▸ **DIRECTION**
Extract, in full, the lines below, beginning at the first and ending with the line that contains "import React from". Pictures do not belong in the copy.

==========

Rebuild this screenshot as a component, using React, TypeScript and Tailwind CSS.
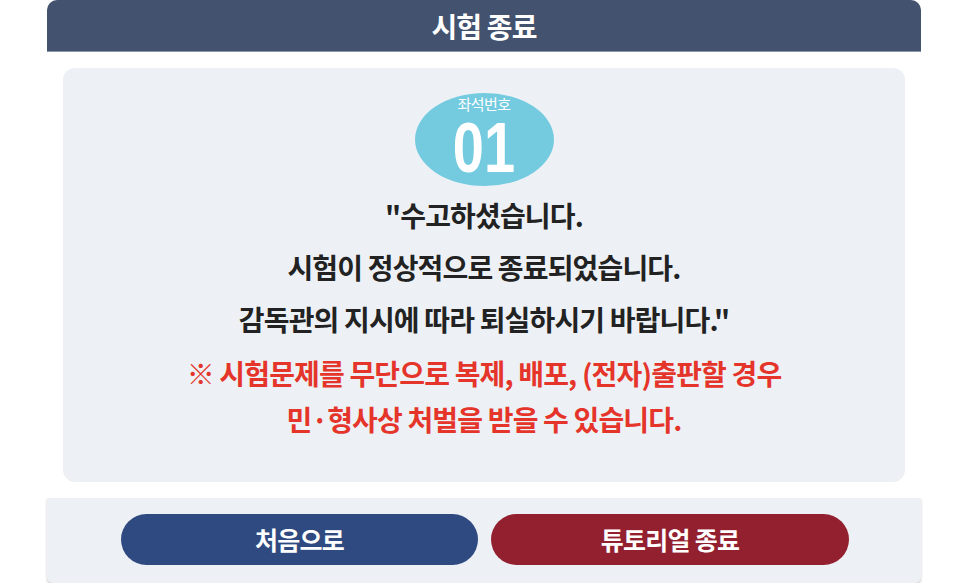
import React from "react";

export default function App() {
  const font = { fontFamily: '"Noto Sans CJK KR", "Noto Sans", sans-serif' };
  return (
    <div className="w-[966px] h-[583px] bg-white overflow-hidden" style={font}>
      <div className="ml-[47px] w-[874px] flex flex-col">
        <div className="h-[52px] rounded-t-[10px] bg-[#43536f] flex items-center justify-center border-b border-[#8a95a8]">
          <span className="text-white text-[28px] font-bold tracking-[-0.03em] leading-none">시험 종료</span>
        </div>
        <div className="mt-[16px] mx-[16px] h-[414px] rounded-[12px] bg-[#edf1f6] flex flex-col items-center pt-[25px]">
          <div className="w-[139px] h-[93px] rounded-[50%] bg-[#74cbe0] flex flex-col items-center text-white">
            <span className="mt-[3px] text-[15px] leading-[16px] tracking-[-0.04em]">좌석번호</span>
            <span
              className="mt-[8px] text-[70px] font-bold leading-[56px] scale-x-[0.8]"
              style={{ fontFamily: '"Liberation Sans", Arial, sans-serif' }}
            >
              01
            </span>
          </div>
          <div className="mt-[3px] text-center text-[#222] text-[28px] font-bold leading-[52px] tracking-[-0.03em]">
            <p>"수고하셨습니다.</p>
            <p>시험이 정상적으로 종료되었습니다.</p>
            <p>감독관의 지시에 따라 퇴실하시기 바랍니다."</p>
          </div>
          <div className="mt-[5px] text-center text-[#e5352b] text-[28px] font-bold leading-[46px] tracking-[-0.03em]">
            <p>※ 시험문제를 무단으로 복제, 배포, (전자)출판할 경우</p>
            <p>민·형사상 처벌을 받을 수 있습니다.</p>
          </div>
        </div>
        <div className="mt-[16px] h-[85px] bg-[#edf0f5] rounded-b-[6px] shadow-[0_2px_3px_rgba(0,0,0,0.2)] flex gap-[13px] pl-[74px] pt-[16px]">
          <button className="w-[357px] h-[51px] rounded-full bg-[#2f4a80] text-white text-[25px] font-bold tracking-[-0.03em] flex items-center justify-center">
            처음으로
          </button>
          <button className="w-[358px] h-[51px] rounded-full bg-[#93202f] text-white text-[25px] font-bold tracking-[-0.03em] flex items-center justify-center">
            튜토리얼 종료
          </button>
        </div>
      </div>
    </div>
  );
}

==========

▸ **THE SOLUTION**
Rebuild this screenshot as a component, using React, TypeScript and Tailwind CSS.
import React from "react";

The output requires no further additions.